### [PROMPT]
Extract the lines that carry the string "page" from the listing.

__________

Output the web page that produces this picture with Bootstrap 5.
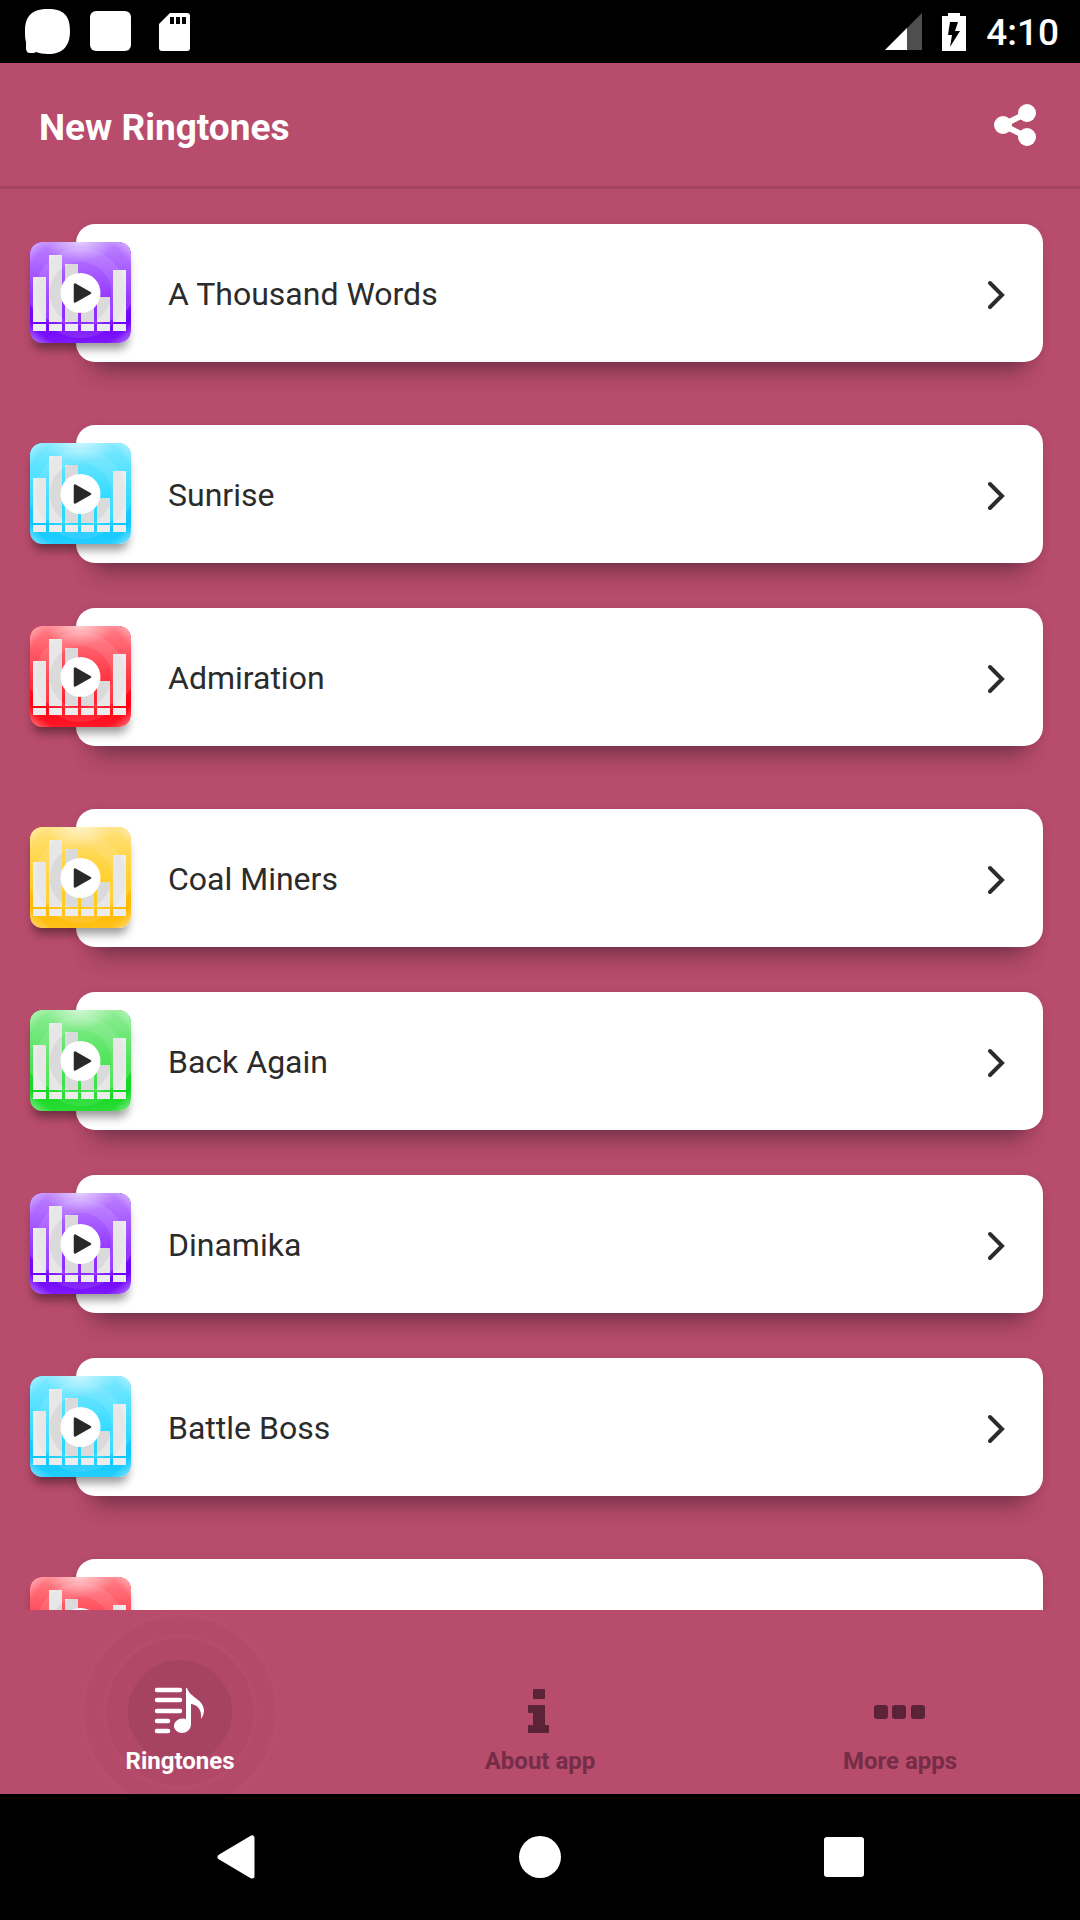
<!DOCTYPE html>
<html lang="en">
<head>
<meta charset="utf-8">
<meta name="viewport" content="width=device-width, initial-scale=1">
<title>New Ringtones</title>
<link href="https://cdn.jsdelivr.net/npm/bootstrap@5.3.0/dist/css/bootstrap.min.css" rel="stylesheet">
<style>
  :root { --rose: #b74c6c; --ink: #2b2b2b; }
  body { font-family: Roboto, "Liberation Sans", sans-serif; background: var(--rose); color: var(--ink); }
  svg { display: block; flex: none; }
  .status-bar { height: 63px; padding: 0 21px 0 25px; }
  .status-left { gap: 20px; }
  .status-right { gap: 20px; }
  .clock { font-size: 37px; line-height: 40px; font-weight: 500; padding-top: 3px; }
  .app-header { height: 126px; padding: 0 37px 0 39px; border-bottom: 3px solid #a64362; }
  .app-title { font-size: 37px; line-height: 44px; font-weight: 700; padding-top: 6px; }
  .tone-list { padding: 35px 37px 0 76px; }
  .tone-row { margin-bottom: 45px; }
  .tone-row.section-end { margin-bottom: 63px; }
  .tone-link { height: 138px; border-radius: 19px; color: var(--ink); padding-right: 37px;
    box-shadow: 0 26px 22px -18px rgba(40, 20, 30, .45), 0 2px 10px rgba(60, 20, 35, .1); }
  .tone-tile { width: 101px; height: 101px; margin: 0 37px 2px -46px; border-radius: 12px;
    box-shadow: 0 9px 10px -3px rgba(0, 0, 0, .4); }
  .tone-name { font-size: 32px; line-height: 40px; padding-top: 2px; }
  .chevron { margin-top: 4px; }
  .violet { --base: #8c28ff; --deep: #7000fb; }
  .cyan { --base: #20d8ff; --deep: #0cc8ff; }
  .red { --base: #ff2030; --deep: #ff0010; }
  .yellow { --base: #ffcb18; --deep: #ffba00; }
  .green { --base: #3ce048; --deep: #12d820; }
  .tab-bar { height: 184px; }
  .tab-link { padding-top: 76px; color: #752d47; }
  .tab-link.active { color: #fff; }
  .tab-icon { width: 52px; height: 48px; color: #5a2338; }
  .active .tab-icon { color: #fff; }
  .tab-text { font-size: 24px; line-height: 28px; font-weight: 700; margin-top: 13px; }
  .ripple { left: 50%; top: 0; transform: translateX(-50%); }
  .system-nav { height: 126px; padding: 0 84px; }
</style>
<script src="https://cdn.jsdelivr.net/npm/bootstrap@5.3.0/dist/js/bootstrap.bundle.min.js"></script>
</head>
<body>
<svg width="0" height="0" class="position-absolute" aria-hidden="true">
  <defs>
    <linearGradient id="sheen" x1="0" y1="0" x2="0" y2="1">
      <stop offset="0" stop-color="#fff" stop-opacity=".42"/>
      <stop offset=".55" stop-color="#fff" stop-opacity=".08"/>
      <stop offset=".8" stop-color="#fff" stop-opacity="0"/>
      <stop offset="1" stop-color="#fff" stop-opacity=".1"/>
    </linearGradient>
    <radialGradient id="glow">
      <stop offset="0" stop-color="#fff" stop-opacity=".6"/>
      <stop offset="1" stop-color="#fff" stop-opacity="0"/>
    </radialGradient>
    <radialGradient id="edge" cx=".5" cy=".5" r=".72">
      <stop offset=".78" stop-color="#fff" stop-opacity="0"/>
      <stop offset="1" stop-color="#fff" stop-opacity=".5"/>
    </radialGradient>
    <clipPath id="tile-clip"><rect width="101" height="101" rx="12"/></clipPath>
    <clipPath id="bars-clip"><path d="M3 35h13v45H3zM19 13h13v67H19zM35 22h13v58H35zM51 48h13v32H51zM67 55h13v25H67zM83 28h13v52H83z"/></clipPath>
    <symbol id="tile" viewBox="0 0 101 101">
      <g clip-path="url(#tile-clip)">
        <rect width="101" height="101" fill="var(--deep)"/>
        <path d="M0 0H101V62C94 76 75 83 50.500 83S7 76 0 62Z" fill="var(--base)"/>
        <rect width="101" height="101" fill="url(#sheen)"/>
        <circle cx="50.500" cy="51" r="38" fill="none" stroke="#fff" stroke-width="14" opacity=".1"/>
        <path d="M3 35h13v45H3zM19 13h13v67H19zM35 22h13v58H35zM51 48h13v32H51zM67 55h13v25H67zM83 28h13v52H83zM3 82h13v7H3zM19 82h13v7H19zM35 82h13v7H35zM51 82h13v7H51zM67 82h13v7H67zM83 82h13v7H83z" fill="#ececec"/>
        <g clip-path="url(#bars-clip)" fill="#777">
          <circle cx="50.500" cy="51" r="45" opacity=".04"/>
          <circle cx="50.500" cy="51" r="31" opacity=".11"/>
        </g>
        <rect width="101" height="101" fill="url(#edge)"/>
        <ellipse cx="50" cy="0" rx="36" ry="19" fill="url(#glow)"/>
      </g>
      <circle cx="50.500" cy="51" r="20" fill="#fff"/>
      <path d="M45 42.500V59.500L60 51Z" fill="#292929" stroke="#292929" stroke-width="2.500" stroke-linejoin="round"/>
    </symbol>
    <symbol id="next" viewBox="0 0 20 30">
      <path d="M4 3L16 15L4 27" fill="none" stroke="#2b2b2b" stroke-width="4" stroke-linecap="round"/>
    </symbol>
  </defs>
</svg>

<div class="vh-100 d-flex flex-column overflow-hidden">
  <div class="status-bar bg-black text-white d-flex align-items-center justify-content-between flex-shrink-0">
    <div class="status-left d-flex align-items-center">
      <svg width="45" height="45" viewBox="0 0 45 45" fill="#fff"><path d="M23 0C39 0 45 7 45 22S38 45 23 45C18 45 14 44 11 43L9 44H5Q1 44 1 39V33C0 30 0 26 0 22C0 7 7 0 23 0Z"/></svg>
      <svg width="41" height="41" viewBox="0 0 41 41" fill="#fff"><rect width="41" height="40" rx="6"/></svg>
      <svg class="ms-2" width="31" height="38" viewBox="0 0 31 38"><path d="M11 0H28Q31 0 31 3V35Q31 38 28 38H3Q0 38 0 35V11Z" fill="#fff"/><path d="M11 4h4v7h-4zM17 4h4v7h-4zM23 4h4v7h-4z"/></svg>
    </div>
    <div class="status-right d-flex align-items-center">
      <svg width="37" height="37" viewBox="0 0 37 37"><path d="M37 0V37H0Z" fill="#4e4e4e"/><path d="M22 15V37H0Z" fill="#fff"/></svg>
      <svg width="24" height="38" viewBox="0 0 24 38"><path d="M6 0H18V3H24V38H0V3H6Z" fill="#fff"/><path d="M8 9H16L13 18H18L8 34L10 22H6Z" fill="#000"/></svg>
      <span class="clock">4:10</span>
    </div>
  </div>

  <header class="app-header d-flex align-items-center justify-content-between flex-shrink-0">
    <h1 class="app-title text-white m-0">New Ringtones</h1>
    <button type="button" class="btn p-0 border-0" aria-label="Share">
      <svg width="56" height="42" viewBox="-7 0 56 42" fill="#fff"><path d="M33 9L9 21L33 33" fill="none" stroke="#fff" stroke-width="6"/><circle cx="9" cy="21" r="9"/><circle cx="33" cy="9" r="9"/><circle cx="33" cy="33" r="9"/></svg>
    </button>
  </header>

  <main class="flex-fill overflow-hidden">
    <ul class="tone-list list-unstyled m-0">
      <li class="tone-row section-end"><a href="#" class="tone-link bg-white d-flex align-items-center text-decoration-none"><svg class="tone-tile violet"><use href="#tile"/></svg><span class="tone-name flex-fill">A Thousand Words</span><svg class="chevron" width="20" height="30"><use href="#next"/></svg></a></li>
      <li class="tone-row"><a href="#" class="tone-link bg-white d-flex align-items-center text-decoration-none"><svg class="tone-tile cyan"><use href="#tile"/></svg><span class="tone-name flex-fill">Sunrise</span><svg class="chevron" width="20" height="30"><use href="#next"/></svg></a></li>
      <li class="tone-row section-end"><a href="#" class="tone-link bg-white d-flex align-items-center text-decoration-none"><svg class="tone-tile red"><use href="#tile"/></svg><span class="tone-name flex-fill">Admiration</span><svg class="chevron" width="20" height="30"><use href="#next"/></svg></a></li>
      <li class="tone-row"><a href="#" class="tone-link bg-white d-flex align-items-center text-decoration-none"><svg class="tone-tile yellow"><use href="#tile"/></svg><span class="tone-name flex-fill">Coal Miners</span><svg class="chevron" width="20" height="30"><use href="#next"/></svg></a></li>
      <li class="tone-row"><a href="#" class="tone-link bg-white d-flex align-items-center text-decoration-none"><svg class="tone-tile green"><use href="#tile"/></svg><span class="tone-name flex-fill">Back Again</span><svg class="chevron" width="20" height="30"><use href="#next"/></svg></a></li>
      <li class="tone-row"><a href="#" class="tone-link bg-white d-flex align-items-center text-decoration-none"><svg class="tone-tile violet"><use href="#tile"/></svg><span class="tone-name flex-fill">Dinamika</span><svg class="chevron" width="20" height="30"><use href="#next"/></svg></a></li>
      <li class="tone-row section-end"><a href="#" class="tone-link bg-white d-flex align-items-center text-decoration-none"><svg class="tone-tile cyan"><use href="#tile"/></svg><span class="tone-name flex-fill">Battle Boss</span><svg class="chevron" width="20" height="30"><use href="#next"/></svg></a></li>
      <li class="tone-row"><a href="#" class="tone-link bg-white d-flex align-items-center text-decoration-none"><svg class="tone-tile red"><use href="#tile"/></svg></a></li>
    </ul>
  </main>

  <nav class="tab-bar row g-0 flex-shrink-0 overflow-hidden">
    <a href="#" class="tab-link active col-4 position-relative d-flex flex-column align-items-center text-decoration-none" aria-current="page">
      <svg class="ripple position-absolute" width="204" height="204" viewBox="0 0 204 204"><g fill="#5a2338"><circle cx="102" cy="102" r="97" opacity=".03"/><circle cx="102" cy="102" r="75" opacity=".03"/><circle cx="102" cy="102" r="52" opacity=".12"/></g><g fill="none" stroke="#d06080" stroke-width="4" opacity=".12"><circle cx="102" cy="102" r="97"/><circle cx="102" cy="102" r="75"/></g></svg>
      <svg class="tab-icon position-relative" viewBox="0 0 52 48"><path d="M3 4H26M3 14H26M3 25H26M3 35H14M3 45H14" stroke="currentColor" stroke-width="4.500" stroke-linecap="round"/><path d="M32 2H33C36 12 50 13 50 25Q50 29 47 33C48 24 44 19 37 18V38C37 44 32 47 28 47C23 47 20 43 20 40C20 35 26 31 32 33Z" fill="currentColor"/></svg>
      <span class="tab-text position-relative">Ringtones</span>
    </a>
    <a href="#" class="tab-link col-4 d-flex flex-column align-items-center text-decoration-none">
      <svg class="tab-icon" viewBox="0 0 52 48" fill="currentColor"><rect x="19" y="3" width="12" height="10" rx="1"/><path d="M15 19H30Q31 19 31 20V39H34Q35 39 35 40V46Q35 47 34 47H15Q14 47 14 46V40Q14 39 15 39H19V27H15Q14 27 14 26V20Q14 19 15 19Z"/></svg>
      <span class="tab-text">About app</span>
    </a>
    <a href="#" class="tab-link col-4 d-flex flex-column align-items-center text-decoration-none">
      <svg class="tab-icon" viewBox="0 0 52 48" fill="currentColor"><rect x="0" y="19" width="14" height="14" rx="3"/><rect x="18" y="19" width="14" height="14" rx="3"/><rect x="37" y="19" width="14" height="14" rx="3"/></svg>
      <span class="tab-text">More apps</span>
    </a>
  </nav>

  <div class="system-nav bg-black d-flex flex-shrink-0">
    <button type="button" class="btn border-0 p-0 flex-fill w-100 d-flex align-items-center justify-content-center" aria-label="Back"><svg width="38" height="44" viewBox="0 0 38 44"><path d="M35 3V41L3 22Z" fill="#fff" stroke="#fff" stroke-width="5" stroke-linejoin="round"/></svg></button>
    <button type="button" class="btn border-0 p-0 flex-fill w-100 d-flex align-items-center justify-content-center" aria-label="Home"><svg width="42" height="42" viewBox="0 0 42 42"><circle cx="21" cy="21" r="21" fill="#fff"/></svg></button>
    <button type="button" class="btn border-0 p-0 flex-fill w-100 d-flex align-items-center justify-content-center" aria-label="Recent apps"><svg width="40" height="40" viewBox="0 0 40 40"><rect width="40" height="40" rx="3" fill="#fff"/></svg></button>
  </div>
</div>
</body>
</html>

__________

### [SOLUTION TO THIS EXERCISE]
Output the web page that produces this picture with Bootstrap 5.
    <a href="#" class="tab-link active col-4 position-relative d-flex flex-column align-items-center text-decoration-none" aria-current="page">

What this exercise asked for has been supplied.